A Fourth For Koepka
The strongest field in golf competed in the 101st PGA Championship this weekend at Bethpage Black on Long Island, NY.
It was an earlier than usual date for what is now the second Major Championship of the year (for the last 47 years the PGA has been the final Major played each year).
The game has been in a state of Tiger Woods induced euphoria since the 43-year old’s triumphant return to competitive relevance with his victory at the Masters last month, but it was time now for a new page.
Woods opened his campaign with a disastrous double-bogie 6 on the first hole and he would not replicate the magic of 2002 when he captured the U.S. Open here. The 15-time major Champion would fail to make the cut in a Major (he would miss by one shot) for only the 9th time in his career.
Bethpage Black will test every part of a player’s game but it’s length (measures 7,468 yards with a par of 70) reduces the list of contenders to those who can over-power a course.
One such player is defending Champion, Brooks Koepka, whose mastery of golf’s biggest events continued when he fired an other-worldly 7-under 63. Koepka’s course record gave him a one-shot lead over New Zealand’s Danny Lee, whose 64 was almost as good, with England’s Tommy Fleetwood a further three shots adrift at 3-under.

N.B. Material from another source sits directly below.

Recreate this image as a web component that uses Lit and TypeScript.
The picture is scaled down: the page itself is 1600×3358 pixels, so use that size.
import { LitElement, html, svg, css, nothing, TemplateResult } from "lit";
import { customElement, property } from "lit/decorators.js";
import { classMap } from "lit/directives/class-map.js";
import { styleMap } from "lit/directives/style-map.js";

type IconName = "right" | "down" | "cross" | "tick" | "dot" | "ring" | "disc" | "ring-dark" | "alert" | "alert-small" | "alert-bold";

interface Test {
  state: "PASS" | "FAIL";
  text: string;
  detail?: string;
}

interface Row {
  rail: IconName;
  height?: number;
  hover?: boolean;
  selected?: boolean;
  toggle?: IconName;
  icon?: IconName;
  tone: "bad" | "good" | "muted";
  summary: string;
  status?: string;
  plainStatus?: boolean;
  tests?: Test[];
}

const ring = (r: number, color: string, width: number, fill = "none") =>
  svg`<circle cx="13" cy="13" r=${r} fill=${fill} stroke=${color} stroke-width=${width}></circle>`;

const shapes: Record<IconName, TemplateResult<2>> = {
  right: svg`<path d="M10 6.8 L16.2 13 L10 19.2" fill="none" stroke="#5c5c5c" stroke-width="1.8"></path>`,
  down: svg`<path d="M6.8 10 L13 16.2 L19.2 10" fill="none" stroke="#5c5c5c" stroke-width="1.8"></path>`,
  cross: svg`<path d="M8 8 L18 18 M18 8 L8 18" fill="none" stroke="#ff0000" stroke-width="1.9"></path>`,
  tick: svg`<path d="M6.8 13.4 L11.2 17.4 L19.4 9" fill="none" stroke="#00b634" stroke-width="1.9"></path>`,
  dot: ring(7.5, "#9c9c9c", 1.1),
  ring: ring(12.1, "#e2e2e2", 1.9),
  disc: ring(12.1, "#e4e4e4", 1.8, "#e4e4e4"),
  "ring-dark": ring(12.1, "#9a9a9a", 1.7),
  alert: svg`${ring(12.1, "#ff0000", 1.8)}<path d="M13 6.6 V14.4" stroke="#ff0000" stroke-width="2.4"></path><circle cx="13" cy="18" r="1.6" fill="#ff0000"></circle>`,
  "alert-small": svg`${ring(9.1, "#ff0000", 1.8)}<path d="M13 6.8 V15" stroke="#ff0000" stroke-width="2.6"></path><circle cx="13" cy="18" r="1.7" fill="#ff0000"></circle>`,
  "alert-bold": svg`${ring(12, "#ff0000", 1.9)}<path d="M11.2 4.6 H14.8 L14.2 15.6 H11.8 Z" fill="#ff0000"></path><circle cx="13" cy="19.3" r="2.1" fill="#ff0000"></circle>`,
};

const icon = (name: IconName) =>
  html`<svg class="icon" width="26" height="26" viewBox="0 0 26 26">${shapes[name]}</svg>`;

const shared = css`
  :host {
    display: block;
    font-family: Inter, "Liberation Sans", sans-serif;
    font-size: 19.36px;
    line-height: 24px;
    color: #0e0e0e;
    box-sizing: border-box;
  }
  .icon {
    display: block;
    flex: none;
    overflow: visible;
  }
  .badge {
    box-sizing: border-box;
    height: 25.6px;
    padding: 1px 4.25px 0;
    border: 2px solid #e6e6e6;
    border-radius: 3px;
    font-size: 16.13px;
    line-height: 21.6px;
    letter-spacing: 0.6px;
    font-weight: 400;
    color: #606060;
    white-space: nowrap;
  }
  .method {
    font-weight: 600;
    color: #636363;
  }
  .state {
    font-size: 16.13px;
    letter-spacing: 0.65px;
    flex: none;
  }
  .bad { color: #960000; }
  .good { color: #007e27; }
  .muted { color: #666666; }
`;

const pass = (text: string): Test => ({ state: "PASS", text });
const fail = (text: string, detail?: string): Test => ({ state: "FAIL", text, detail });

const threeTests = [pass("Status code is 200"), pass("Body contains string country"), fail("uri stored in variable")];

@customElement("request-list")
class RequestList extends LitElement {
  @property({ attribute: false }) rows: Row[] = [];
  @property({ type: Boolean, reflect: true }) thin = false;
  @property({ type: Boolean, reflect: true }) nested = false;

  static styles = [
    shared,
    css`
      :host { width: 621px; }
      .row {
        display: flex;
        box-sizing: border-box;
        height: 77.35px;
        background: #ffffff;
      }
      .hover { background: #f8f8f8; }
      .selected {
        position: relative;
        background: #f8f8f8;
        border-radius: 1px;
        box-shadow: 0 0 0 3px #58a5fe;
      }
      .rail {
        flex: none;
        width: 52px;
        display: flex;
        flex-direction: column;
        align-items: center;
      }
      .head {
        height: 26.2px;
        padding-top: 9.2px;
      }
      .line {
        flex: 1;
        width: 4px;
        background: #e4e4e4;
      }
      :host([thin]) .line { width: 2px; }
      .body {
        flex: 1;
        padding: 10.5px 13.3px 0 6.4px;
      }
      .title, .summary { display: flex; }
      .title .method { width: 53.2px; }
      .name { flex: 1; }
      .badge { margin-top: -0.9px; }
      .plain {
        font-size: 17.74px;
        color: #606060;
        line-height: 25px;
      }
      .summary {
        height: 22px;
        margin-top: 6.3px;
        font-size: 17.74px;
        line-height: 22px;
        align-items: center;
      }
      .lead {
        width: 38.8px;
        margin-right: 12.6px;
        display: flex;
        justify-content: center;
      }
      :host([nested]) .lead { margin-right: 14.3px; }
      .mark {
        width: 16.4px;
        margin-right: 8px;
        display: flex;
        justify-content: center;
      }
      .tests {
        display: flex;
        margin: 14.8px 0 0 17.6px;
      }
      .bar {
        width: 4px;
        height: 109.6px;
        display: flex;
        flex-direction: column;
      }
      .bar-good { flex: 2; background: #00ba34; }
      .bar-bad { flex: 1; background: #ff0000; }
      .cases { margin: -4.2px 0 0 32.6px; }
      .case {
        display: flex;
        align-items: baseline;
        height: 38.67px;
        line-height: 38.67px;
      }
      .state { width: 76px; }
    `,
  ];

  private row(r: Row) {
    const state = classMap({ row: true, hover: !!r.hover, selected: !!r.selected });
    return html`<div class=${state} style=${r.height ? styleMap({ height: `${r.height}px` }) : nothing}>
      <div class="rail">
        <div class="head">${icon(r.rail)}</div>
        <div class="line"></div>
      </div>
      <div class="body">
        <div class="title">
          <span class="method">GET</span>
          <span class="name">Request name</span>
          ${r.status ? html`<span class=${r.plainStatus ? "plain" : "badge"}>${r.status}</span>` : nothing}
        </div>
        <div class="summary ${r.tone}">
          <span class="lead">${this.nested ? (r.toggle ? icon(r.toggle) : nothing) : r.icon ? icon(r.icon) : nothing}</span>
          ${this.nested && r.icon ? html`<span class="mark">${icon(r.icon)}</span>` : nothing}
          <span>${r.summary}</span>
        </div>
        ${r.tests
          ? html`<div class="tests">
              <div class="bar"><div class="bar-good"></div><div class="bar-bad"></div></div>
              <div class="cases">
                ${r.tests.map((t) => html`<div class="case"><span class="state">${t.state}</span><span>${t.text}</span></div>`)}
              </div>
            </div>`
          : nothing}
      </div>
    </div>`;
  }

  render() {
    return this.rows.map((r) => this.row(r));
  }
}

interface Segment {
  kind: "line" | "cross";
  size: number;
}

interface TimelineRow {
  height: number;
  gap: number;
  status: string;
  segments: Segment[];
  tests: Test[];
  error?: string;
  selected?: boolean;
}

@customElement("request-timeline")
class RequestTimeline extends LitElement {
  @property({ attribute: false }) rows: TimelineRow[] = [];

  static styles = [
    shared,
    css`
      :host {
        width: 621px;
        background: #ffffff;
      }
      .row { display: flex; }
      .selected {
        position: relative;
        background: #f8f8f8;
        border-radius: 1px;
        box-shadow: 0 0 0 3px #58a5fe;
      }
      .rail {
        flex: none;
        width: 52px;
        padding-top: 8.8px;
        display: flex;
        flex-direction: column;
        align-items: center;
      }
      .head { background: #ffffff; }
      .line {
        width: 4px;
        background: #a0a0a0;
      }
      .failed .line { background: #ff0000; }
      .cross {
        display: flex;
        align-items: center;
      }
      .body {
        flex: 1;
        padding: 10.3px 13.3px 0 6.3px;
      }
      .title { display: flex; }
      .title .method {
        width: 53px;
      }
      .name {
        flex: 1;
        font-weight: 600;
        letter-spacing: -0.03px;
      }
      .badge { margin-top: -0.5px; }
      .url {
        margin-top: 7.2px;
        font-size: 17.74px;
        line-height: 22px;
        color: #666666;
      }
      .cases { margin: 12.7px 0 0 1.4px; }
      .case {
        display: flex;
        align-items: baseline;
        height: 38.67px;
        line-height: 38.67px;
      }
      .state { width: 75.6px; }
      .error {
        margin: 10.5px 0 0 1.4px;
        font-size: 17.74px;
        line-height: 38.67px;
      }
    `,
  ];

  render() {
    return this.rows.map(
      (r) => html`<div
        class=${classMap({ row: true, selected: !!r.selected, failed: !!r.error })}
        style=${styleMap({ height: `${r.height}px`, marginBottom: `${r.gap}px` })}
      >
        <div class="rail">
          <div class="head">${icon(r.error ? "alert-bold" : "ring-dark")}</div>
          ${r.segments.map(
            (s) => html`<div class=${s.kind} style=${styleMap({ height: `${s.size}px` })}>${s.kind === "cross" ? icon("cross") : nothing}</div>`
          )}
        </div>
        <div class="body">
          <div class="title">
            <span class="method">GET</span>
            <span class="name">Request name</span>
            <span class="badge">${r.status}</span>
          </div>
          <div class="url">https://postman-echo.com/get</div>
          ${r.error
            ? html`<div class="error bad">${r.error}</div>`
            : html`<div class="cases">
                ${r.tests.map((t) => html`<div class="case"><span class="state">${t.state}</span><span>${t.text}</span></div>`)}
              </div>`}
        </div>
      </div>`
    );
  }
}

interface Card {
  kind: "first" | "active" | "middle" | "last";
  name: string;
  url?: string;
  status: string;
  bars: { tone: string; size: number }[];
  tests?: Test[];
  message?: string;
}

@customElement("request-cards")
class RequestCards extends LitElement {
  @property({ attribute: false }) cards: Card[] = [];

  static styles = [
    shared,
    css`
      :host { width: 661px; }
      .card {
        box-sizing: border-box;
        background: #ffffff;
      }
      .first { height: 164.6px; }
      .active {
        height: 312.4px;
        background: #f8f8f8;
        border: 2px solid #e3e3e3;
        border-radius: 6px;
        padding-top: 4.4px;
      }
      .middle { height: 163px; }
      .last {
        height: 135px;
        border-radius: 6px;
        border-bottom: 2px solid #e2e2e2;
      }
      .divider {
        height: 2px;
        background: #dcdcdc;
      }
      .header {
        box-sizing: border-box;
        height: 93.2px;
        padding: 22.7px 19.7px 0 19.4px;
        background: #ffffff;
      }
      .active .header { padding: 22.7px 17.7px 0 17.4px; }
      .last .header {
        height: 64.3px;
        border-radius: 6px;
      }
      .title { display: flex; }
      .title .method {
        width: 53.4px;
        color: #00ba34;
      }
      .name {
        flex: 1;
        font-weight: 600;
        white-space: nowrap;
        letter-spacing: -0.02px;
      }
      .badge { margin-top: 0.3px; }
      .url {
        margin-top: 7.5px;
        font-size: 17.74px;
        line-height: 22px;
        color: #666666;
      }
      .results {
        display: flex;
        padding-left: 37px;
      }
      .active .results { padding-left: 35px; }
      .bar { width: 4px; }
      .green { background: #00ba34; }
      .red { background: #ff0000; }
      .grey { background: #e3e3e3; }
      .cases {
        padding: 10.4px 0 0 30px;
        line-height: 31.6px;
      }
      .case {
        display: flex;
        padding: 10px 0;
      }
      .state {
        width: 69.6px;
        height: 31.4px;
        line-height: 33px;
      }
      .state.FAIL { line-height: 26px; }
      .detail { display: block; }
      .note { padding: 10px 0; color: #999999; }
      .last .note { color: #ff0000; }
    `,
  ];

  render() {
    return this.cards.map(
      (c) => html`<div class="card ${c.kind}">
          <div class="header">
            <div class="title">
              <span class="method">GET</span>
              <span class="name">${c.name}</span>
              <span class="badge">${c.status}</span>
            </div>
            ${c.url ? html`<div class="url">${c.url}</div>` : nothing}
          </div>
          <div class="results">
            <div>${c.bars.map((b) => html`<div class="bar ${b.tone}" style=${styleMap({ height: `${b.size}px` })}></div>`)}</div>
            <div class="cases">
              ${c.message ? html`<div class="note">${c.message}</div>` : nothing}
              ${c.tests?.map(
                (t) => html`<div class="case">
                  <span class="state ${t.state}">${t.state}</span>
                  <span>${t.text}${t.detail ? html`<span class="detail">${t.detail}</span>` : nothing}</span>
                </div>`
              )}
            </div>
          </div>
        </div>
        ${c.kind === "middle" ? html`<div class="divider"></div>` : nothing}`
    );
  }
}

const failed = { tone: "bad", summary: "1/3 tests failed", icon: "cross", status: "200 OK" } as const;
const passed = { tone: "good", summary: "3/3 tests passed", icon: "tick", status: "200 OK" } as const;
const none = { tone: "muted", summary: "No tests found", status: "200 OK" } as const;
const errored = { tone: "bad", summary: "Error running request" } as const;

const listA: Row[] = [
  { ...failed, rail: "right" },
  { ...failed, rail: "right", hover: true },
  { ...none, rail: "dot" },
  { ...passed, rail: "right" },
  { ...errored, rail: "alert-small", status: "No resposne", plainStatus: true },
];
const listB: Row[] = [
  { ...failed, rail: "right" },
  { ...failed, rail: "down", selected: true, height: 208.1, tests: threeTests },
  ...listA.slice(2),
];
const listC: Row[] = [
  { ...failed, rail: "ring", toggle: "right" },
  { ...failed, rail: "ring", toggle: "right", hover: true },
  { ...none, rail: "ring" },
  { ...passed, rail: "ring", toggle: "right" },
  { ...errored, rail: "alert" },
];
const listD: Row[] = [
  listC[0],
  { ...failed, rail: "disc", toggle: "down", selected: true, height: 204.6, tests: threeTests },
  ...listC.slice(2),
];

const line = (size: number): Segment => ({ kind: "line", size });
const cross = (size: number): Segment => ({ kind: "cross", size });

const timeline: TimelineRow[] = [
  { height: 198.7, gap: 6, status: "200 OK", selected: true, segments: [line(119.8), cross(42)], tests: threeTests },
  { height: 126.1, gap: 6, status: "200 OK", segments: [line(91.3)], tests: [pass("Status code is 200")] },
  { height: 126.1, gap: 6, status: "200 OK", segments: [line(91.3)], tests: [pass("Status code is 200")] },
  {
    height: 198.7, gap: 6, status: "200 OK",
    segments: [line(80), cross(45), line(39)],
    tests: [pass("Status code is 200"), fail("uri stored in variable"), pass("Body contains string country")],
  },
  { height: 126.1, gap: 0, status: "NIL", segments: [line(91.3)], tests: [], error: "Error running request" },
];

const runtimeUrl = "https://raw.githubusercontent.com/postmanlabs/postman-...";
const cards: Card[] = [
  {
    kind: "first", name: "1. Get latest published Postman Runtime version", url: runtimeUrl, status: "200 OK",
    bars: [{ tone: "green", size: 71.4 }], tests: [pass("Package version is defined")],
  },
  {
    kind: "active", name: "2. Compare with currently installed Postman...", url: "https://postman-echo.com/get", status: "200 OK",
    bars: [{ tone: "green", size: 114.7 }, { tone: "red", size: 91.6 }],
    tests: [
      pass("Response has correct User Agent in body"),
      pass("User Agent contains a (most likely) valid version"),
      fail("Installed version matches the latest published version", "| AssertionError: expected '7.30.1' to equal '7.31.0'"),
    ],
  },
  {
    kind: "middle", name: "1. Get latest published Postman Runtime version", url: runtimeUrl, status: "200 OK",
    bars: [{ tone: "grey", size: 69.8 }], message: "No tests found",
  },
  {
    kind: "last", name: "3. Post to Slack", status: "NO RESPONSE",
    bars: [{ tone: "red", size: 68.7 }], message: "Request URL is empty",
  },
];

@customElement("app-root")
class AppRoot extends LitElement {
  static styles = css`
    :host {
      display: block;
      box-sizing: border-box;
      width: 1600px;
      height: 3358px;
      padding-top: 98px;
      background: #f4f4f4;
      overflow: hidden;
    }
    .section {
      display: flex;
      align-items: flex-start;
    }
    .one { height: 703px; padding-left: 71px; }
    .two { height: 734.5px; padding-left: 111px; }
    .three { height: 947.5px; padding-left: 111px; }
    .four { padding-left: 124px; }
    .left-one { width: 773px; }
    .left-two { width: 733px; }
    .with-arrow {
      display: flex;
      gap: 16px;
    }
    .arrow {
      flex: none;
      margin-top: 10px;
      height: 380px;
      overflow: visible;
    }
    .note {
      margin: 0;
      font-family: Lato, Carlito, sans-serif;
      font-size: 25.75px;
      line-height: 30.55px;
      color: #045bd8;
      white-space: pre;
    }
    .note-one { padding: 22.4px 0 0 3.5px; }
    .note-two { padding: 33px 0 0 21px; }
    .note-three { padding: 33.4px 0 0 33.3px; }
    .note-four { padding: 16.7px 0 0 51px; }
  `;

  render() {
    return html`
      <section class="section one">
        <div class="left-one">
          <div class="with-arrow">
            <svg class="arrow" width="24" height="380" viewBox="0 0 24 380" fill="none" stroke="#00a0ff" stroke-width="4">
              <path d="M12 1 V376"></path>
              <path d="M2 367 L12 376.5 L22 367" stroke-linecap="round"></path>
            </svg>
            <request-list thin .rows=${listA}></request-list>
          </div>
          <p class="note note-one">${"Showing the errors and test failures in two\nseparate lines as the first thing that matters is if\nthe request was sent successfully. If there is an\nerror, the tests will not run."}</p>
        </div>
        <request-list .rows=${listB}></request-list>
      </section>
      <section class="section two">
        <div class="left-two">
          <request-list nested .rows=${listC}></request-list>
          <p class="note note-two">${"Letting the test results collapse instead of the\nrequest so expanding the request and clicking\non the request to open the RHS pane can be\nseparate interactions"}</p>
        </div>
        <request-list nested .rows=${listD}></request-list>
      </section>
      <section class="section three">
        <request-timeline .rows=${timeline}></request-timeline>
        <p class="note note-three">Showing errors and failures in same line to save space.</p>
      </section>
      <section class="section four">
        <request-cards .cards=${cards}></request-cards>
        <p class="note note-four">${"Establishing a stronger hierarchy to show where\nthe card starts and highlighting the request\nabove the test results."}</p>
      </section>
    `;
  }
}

There were five players at 2-under: South Koreans, Si Woo Kim and Sung Kang, Americans Pat Perez, Luke List and Chez Reavie and Frenchman Mike Lorenzo-Vera. Four of the players in an 8-man group at 1-under were a quartet of American superstars: Phil Mickelson, Dustin Johnson, Jordan Spieth and Rickie Fowler with Australia’s Jason Day.
Lee would not repeat his brilliance in the second round posting a 4-over 74 but Koepka certainly was able to replicate his incredible play.
Koepka continued his assault on Bethpage Black backing his first round up with an almost as impressive 5-under 65 reaching the half-way mark at 12-under. His two-day total of 128 was the lowest in Major Championship history.
2019 has been a dismal campaign so far for 3-time Major Champion Jordan Spieth. The 25-year old wunderkind and former world #1 has plummeted all the way down to 39th in the Rolex world rankings. A suddenly resurgent Spieth though shot a 4-under 66 to move into 3rd place at the end of the day, looking to land the only Major missing from his resume.
He was joined at 5-under by List and Australian star Adam Scott who authored the day’s best round, a 6-under 64. Scott’s swing is still perhaps the best in golf and his ball striking remains sublime but watching him putt can be excruciating.
Their 5-under total was one better than Johnson and Americans, Daniel Berger and Kelly Kraft and unheralded Englishman, Matt Wallace.
But the PGA Championship was in the hands of one man, this was Koepka’s to win or lose. The first two days were a master class in modern professional golf tutored by a great player at the very height of his skills.
Saturday is traditionally known as “moving day” but there was very little movement in Saturday’s third round as Koepka kept his distance from his rivals.
The 29-year old Floridan played with the cool and calm that we have come to expect and his even par-70 was a blueprint on how to play with a 7 shot lead. None of his main rivals were able to mount any kind of challenge and he would enter Sunday’s final round with the same lead that he started the day with.
The day’s best moves came from Thailand’s Jazz Janewattananond (that’s not a typo) and American, Harold Varner III whose 67’s were the best rounds of the day. They joined Johnson and List in a tie for second at 5-under and were for all intents the only players who could catch Koepka.
Not surprisingly it was Johnson would mount the only challenge to Koepka on Sunday under the Long Island grey skies. The 34-year old 20-time PGA Tour winner was 3-under after 10 holes and had trimmed the lead down to 4 but then an untimely bogey on the 11th hole coupled with a birdie by Koepka on the 10th hole and the margin was back to six.
Four straight bogies on the 11th-14th holes though by Koepka combined with a birdie by Johnson on his 15th hole would reduce his advantage to just one. Golf can make a very fickle mistress and what had once been a foregone conclusion now remained very much inconclusive.
But Johnson could not continue his momentum and bogies on the 16th and 17th saw him finish at 6-under, two behind Koepka, in what had been a much more riveting back-9 than anyone had thought two hours earlier.
Spieth, List, Wallace and Patrick Cantlay were tied for 3rd place at 2-under and they were the only other players under par for the week, emphasizing how extremely difficult a test that Bethpage Back had been.
Koepka has now won four of the last eight Majors and with this latest dominating masterpiece cements himself as the best player in the world. He becomes the first player in history, to have won two Majors, back-to-back, at the same time (U.S. Open: 2017 & 2018 and the PGA: 2018 & 2019).
It has been an astonishing body of sustained success that rivals what Woods did at the turn of the century and of what other legends of the game have done in their careers. That he is doing it in this age when there are so many great players just makes it all the more extraordinary.